(Direction) Produce an exact copy of all the data below, dropping every image.

(Supplied information)
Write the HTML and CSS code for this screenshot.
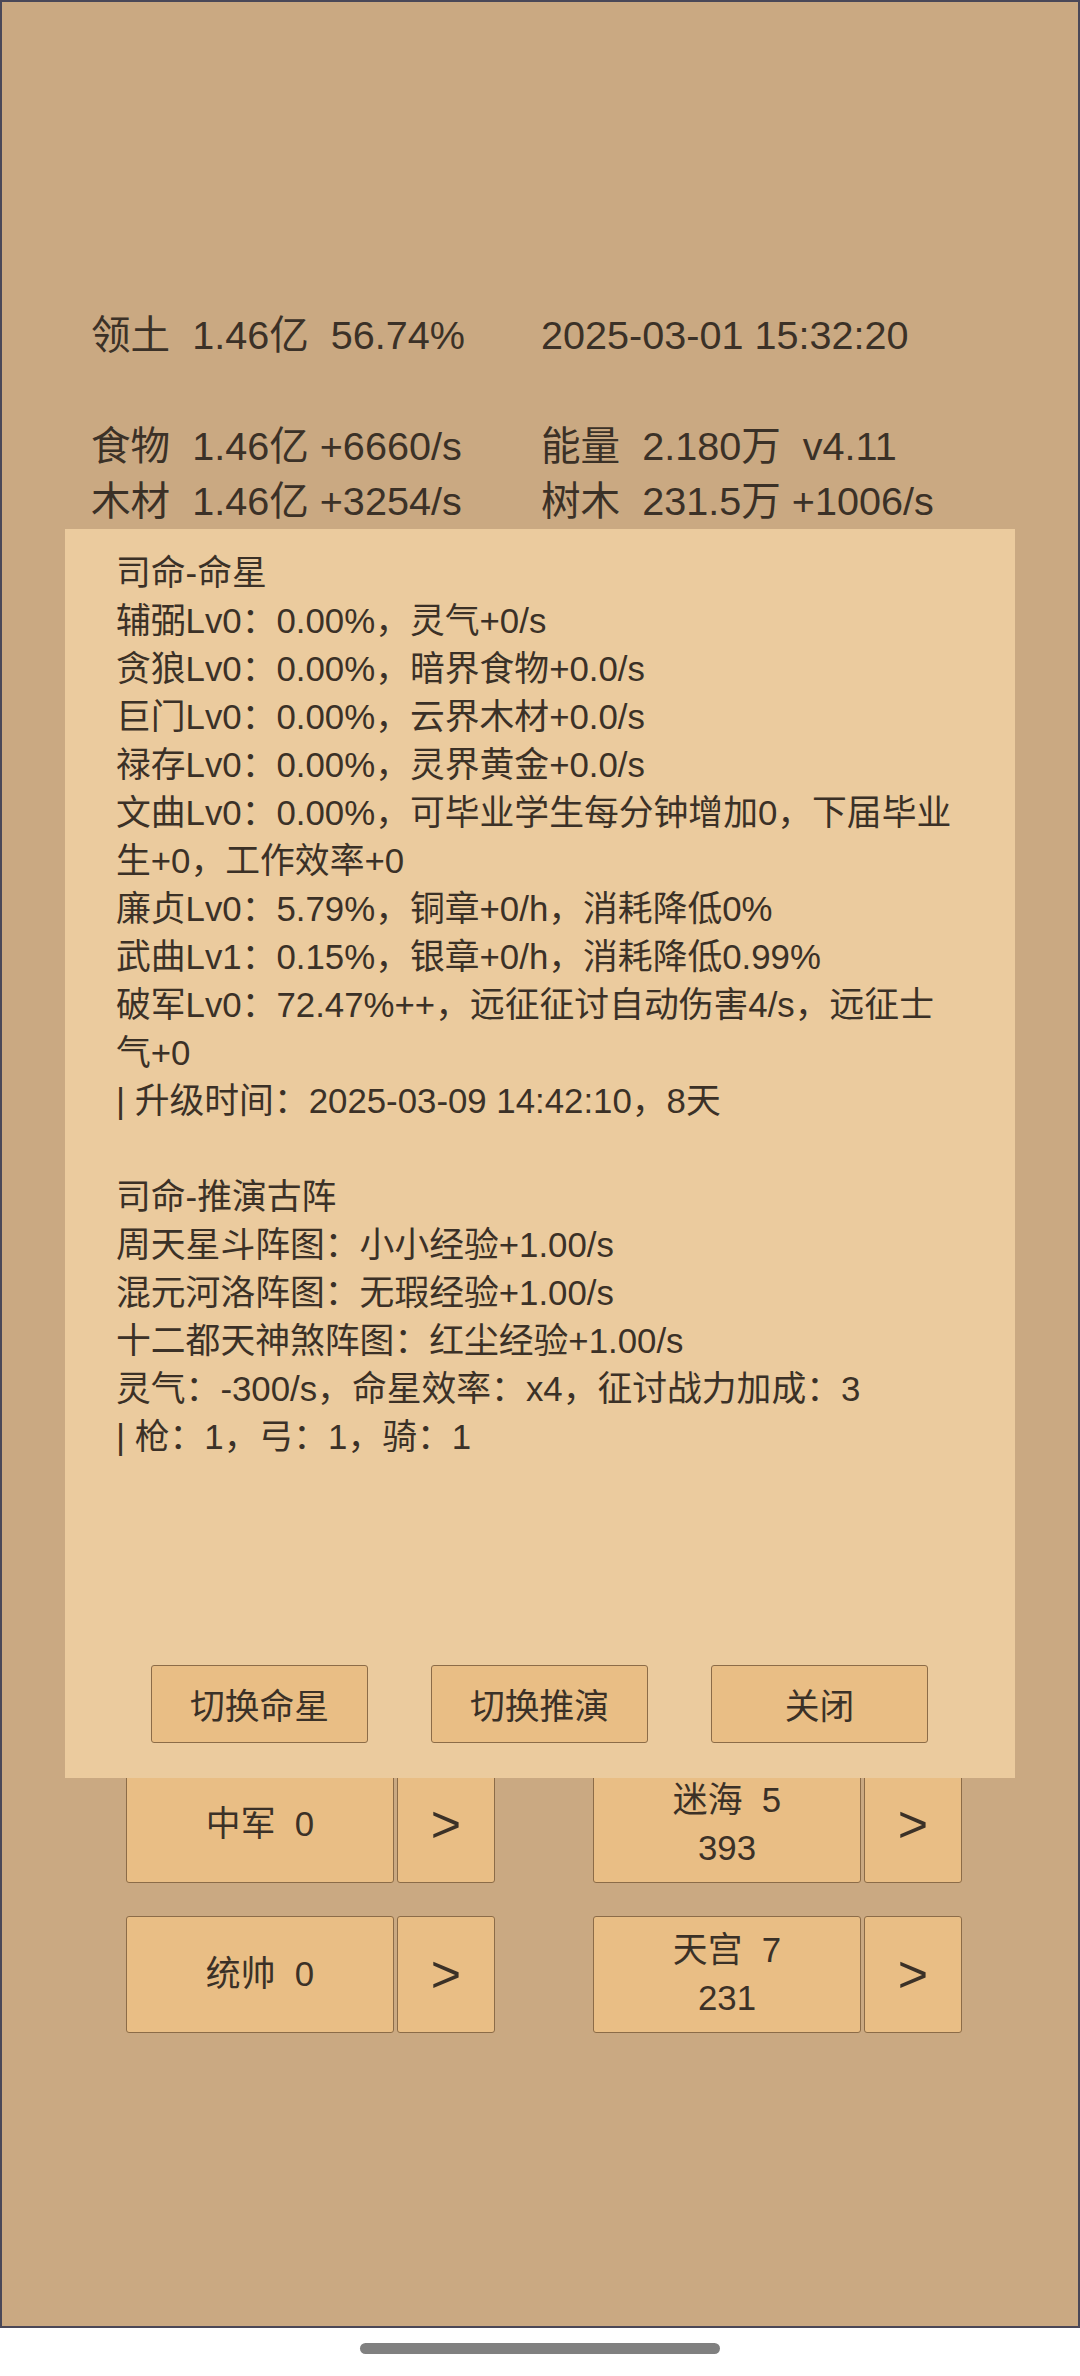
FILE: index.html
```html
<!DOCTYPE html>
<html lang="zh-CN">
<head>
<meta charset="utf-8">
<title>司命</title>
<link rel="stylesheet" href="styles.css">
</head>
<body>
<div class="screen">
  <div class="stats">
    <div class="cell">领土  1.46亿  56.74%</div>
    <div class="cell">2025-03-01 15:32:20</div>
    <div class="blank"></div>
    <div class="cell">食物  1.46亿 +6660/s</div>
    <div class="cell">能量  2.180万  v4.11</div>
    <div class="cell">木材  1.46亿 +3254/s</div>
    <div class="cell">树木  231.5万 +1006/s</div>
  </div>

  <div class="btn-rows">
    <div class="btn-row">
      <div class="group">
        <div class="main-btn"><span class="line">中军  0</span></div>
        <div class="arrow-btn">&gt;</div>
      </div>
      <div class="group">
        <div class="main-btn"><span class="line">迷海  5</span><span class="line">393</span></div>
        <div class="arrow-btn">&gt;</div>
      </div>
    </div>
    <div class="btn-row">
      <div class="group">
        <div class="main-btn"><span class="line">统帅  0</span></div>
        <div class="arrow-btn">&gt;</div>
      </div>
      <div class="group">
        <div class="main-btn"><span class="line">天宫  7</span><span class="line">231</span></div>
        <div class="arrow-btn">&gt;</div>
      </div>
    </div>
  </div>

  <div class="modal">
    <div class="modal-text">
      <p>司命-命星</p>
      <p>辅弼Lv0：0.00%，灵气+0/s</p>
      <p>贪狼Lv0：0.00%，暗界食物+0.0/s</p>
      <p>巨门Lv0：0.00%，云界木材+0.0/s</p>
      <p>禄存Lv0：0.00%，灵界黄金+0.0/s</p>
      <p>文曲Lv0：0.00%，可毕业学生每分钟增加0，下届毕业生+0，工作效率+0</p>
      <p>廉贞Lv0：5.79%，铜章+0/h，消耗降低0%</p>
      <p>武曲Lv1：0.15%，银章+0/h，消耗降低0.99%</p>
      <p>破军Lv0：72.47%++，远征征讨自动伤害4/s，远征士气+0</p>
      <p>| 升级时间：2025-03-09 14:42:10，8天</p>
      <p class="empty"></p>
      <p>司命-推演古阵</p>
      <p>周天星斗阵图：小小经验+1.00/s</p>
      <p>混元河洛阵图：无瑕经验+1.00/s</p>
      <p>十二都天神煞阵图：红尘经验+1.00/s</p>
      <p>灵气：-300/s，命星效率：x4，征讨战力加成：3</p>
      <p>| 枪：1，弓：1，骑：1</p>
    </div>
    <div class="modal-actions">
      <div class="modal-btn">切换命星</div>
      <div class="modal-btn">切换推演</div>
      <div class="modal-btn">关闭</div>
    </div>
  </div>
</div>
<div class="home-bar"></div>
</body>
</html>
```

FILE: styles.css
```css
html, body {
  margin: 0;
  padding: 0;
  background: #ffffff;
}

body {
  font-family: "Liberation Sans", "Noto Sans CJK SC", sans-serif;
  color: #3b3127;
}

.screen {
  position: relative;
  box-sizing: border-box;
  width: 1080px;
  height: 2328px;
  border: 2px solid #4a4858;
  background: #caa982;
  overflow: hidden;
}

.stats {
  display: grid;
  grid-template-columns: 450px 450px;
  padding: 305.5px 0 0 89px;
  font-size: 39.6px;
  line-height: 55.5px;
}

.cell {
  white-space: pre;
}

.blank {
  grid-column: span 2;
  height: 55.5px;
}

.btn-rows {
  display: flex;
  flex-direction: column;
  gap: 33px;
  margin-top: 1236px;
  padding-left: 124px;
}

.btn-row {
  display: flex;
  gap: 98px;
}

.group {
  display: flex;
  gap: 3px;
}

.main-btn,
.arrow-btn {
  box-sizing: border-box;
  height: 117px;
  background: #e9be85;
  border: 1px solid #8c6c48;
  border-radius: 3px;
  display: flex;
  flex-direction: column;
  align-items: center;
  justify-content: center;
}

.main-btn {
  width: 268px;
  font-size: 34.8px;
  line-height: 48px;
}

.main-btn .line {
  white-space: pre;
}

.arrow-btn {
  width: 98px;
  font-size: 52px;
  line-height: 1;
}

.modal {
  position: absolute;
  top: 527px;
  left: 63px;
  box-sizing: border-box;
  width: 950px;
  height: 1249px;
  padding: 20px 52px 35px 51px;
  background: #ebcb9e;
  display: flex;
  flex-direction: column;
}

.modal-text {
  flex: 1;
  font-size: 34.8px;
  line-height: 48px;
}

.modal-text p {
  margin: 0;
}

.modal-text .empty {
  height: 48px;
}

.modal-actions {
  display: flex;
  justify-content: center;
  gap: 63px;
}

.modal-btn {
  box-sizing: border-box;
  width: 217px;
  height: 78px;
  background: #e9be85;
  border: 1px solid #8c6c48;
  border-radius: 3px;
  display: flex;
  align-items: center;
  justify-content: center;
  font-size: 34.8px;
}

.home-bar {
  width: 360px;
  height: 11px;
  margin: 15px auto 0;
  border-radius: 6px;
  background: #808080;
}
```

(Solution to this exercise)
Write the HTML and CSS code for this screenshot.
FILE: index.html
```html
<!DOCTYPE html>
<html lang="zh-CN">
<head>
<meta charset="utf-8">
<title>司命</title>
<link rel="stylesheet" href="styles.css">
</head>
<body>
<div class="screen">
  <div class="stats">
    <div class="cell">领土  1.46亿  56.74%</div>
    <div class="cell">2025-03-01 15:32:20</div>
    <div class="blank"></div>
    <div class="cell">食物  1.46亿 +6660/s</div>
    <div class="cell">能量  2.180万  v4.11</div>
    <div class="cell">木材  1.46亿 +3254/s</div>
    <div class="cell">树木  231.5万 +1006/s</div>
  </div>

  <div class="btn-rows">
    <div class="btn-row">
      <div class="group">
        <div class="main-btn"><span class="line">中军  0</span></div>
        <div class="arrow-btn">&gt;</div>
      </div>
      <div class="group">
        <div class="main-btn"><span class="line">迷海  5</span><span class="line">393</span></div>
        <div class="arrow-btn">&gt;</div>
      </div>
    </div>
    <div class="btn-row">
      <div class="group">
        <div class="main-btn"><span class="line">统帅  0</span></div>
        <div class="arrow-btn">&gt;</div>
      </div>
      <div class="group">
        <div class="main-btn"><span class="line">天宫  7</span><span class="line">231</span></div>
        <div class="arrow-btn">&gt;</div>
      </div>
    </div>
  </div>

  <div class="modal">
    <div class="modal-text">
      <p>司命-命星</p>
      <p>辅弼Lv0：0.00%，灵气+0/s</p>
      <p>贪狼Lv0：0.00%，暗界食物+0.0/s</p>
      <p>巨门Lv0：0.00%，云界木材+0.0/s</p>
      <p>禄存Lv0：0.00%，灵界黄金+0.0/s</p>
      <p>文曲Lv0：0.00%，可毕业学生每分钟增加0，下届毕业生+0，工作效率+0</p>
      <p>廉贞Lv0：5.79%，铜章+0/h，消耗降低0%</p>
      <p>武曲Lv1：0.15%，银章+0/h，消耗降低0.99%</p>
      <p>破军Lv0：72.47%++，远征征讨自动伤害4/s，远征士气+0</p>
      <p>| 升级时间：2025-03-09 14:42:10，8天</p>
      <p class="empty"></p>
      <p>司命-推演古阵</p>
      <p>周天星斗阵图：小小经验+1.00/s</p>
      <p>混元河洛阵图：无瑕经验+1.00/s</p>
      <p>十二都天神煞阵图：红尘经验+1.00/s</p>
      <p>灵气：-300/s，命星效率：x4，征讨战力加成：3</p>
      <p>| 枪：1，弓：1，骑：1</p>
    </div>
    <div class="modal-actions">
      <div class="modal-btn">切换命星</div>
      <div class="modal-btn">切换推演</div>
      <div class="modal-btn">关闭</div>
    </div>
  </div>
</div>
<div class="home-bar"></div>
</body>
</html>
```

FILE: styles.css
```css
html, body {
  margin: 0;
  padding: 0;
  background: #ffffff;
}

body {
  font-family: "Liberation Sans", "Noto Sans CJK SC", sans-serif;
  color: #3b3127;
}

.screen {
  position: relative;
  box-sizing: border-box;
  width: 1080px;
  height: 2328px;
  border: 2px solid #4a4858;
  background: #caa982;
  overflow: hidden;
}

.stats {
  display: grid;
  grid-template-columns: 450px 450px;
  padding: 305.5px 0 0 89px;
  font-size: 39.6px;
  line-height: 55.5px;
}

.cell {
  white-space: pre;
}

.blank {
  grid-column: span 2;
  height: 55.5px;
}

.btn-rows {
  display: flex;
  flex-direction: column;
  gap: 33px;
  margin-top: 1236px;
  padding-left: 124px;
}

.btn-row {
  display: flex;
  gap: 98px;
}

.group {
  display: flex;
  gap: 3px;
}

.main-btn,
.arrow-btn {
  box-sizing: border-box;
  height: 117px;
  background: #e9be85;
  border: 1px solid #8c6c48;
  border-radius: 3px;
  display: flex;
  flex-direction: column;
  align-items: center;
  justify-content: center;
}

.main-btn {
  width: 268px;
  font-size: 34.8px;
  line-height: 48px;
}

.main-btn .line {
  white-space: pre;
}

.arrow-btn {
  width: 98px;
  font-size: 52px;
  line-height: 1;
}

.modal {
  position: absolute;
  top: 527px;
  left: 63px;
  box-sizing: border-box;
  width: 950px;
  height: 1249px;
  padding: 20px 52px 35px 51px;
  background: #ebcb9e;
  display: flex;
  flex-direction: column;
}

.modal-text {
  flex: 1;
  font-size: 34.8px;
  line-height: 48px;
}

.modal-text p {
  margin: 0;
}

.modal-text .empty {
  height: 48px;
}

.modal-actions {
  display: flex;
  justify-content: center;
  gap: 63px;
}

.modal-btn {
  box-sizing: border-box;
  width: 217px;
  height: 78px;
  background: #e9be85;
  border: 1px solid #8c6c48;
  border-radius: 3px;
  display: flex;
  align-items: center;
  justify-content: center;
  font-size: 34.8px;
}

.home-bar {
  width: 360px;
  height: 11px;
  margin: 15px auto 0;
  border-radius: 6px;
  background: #808080;
}
```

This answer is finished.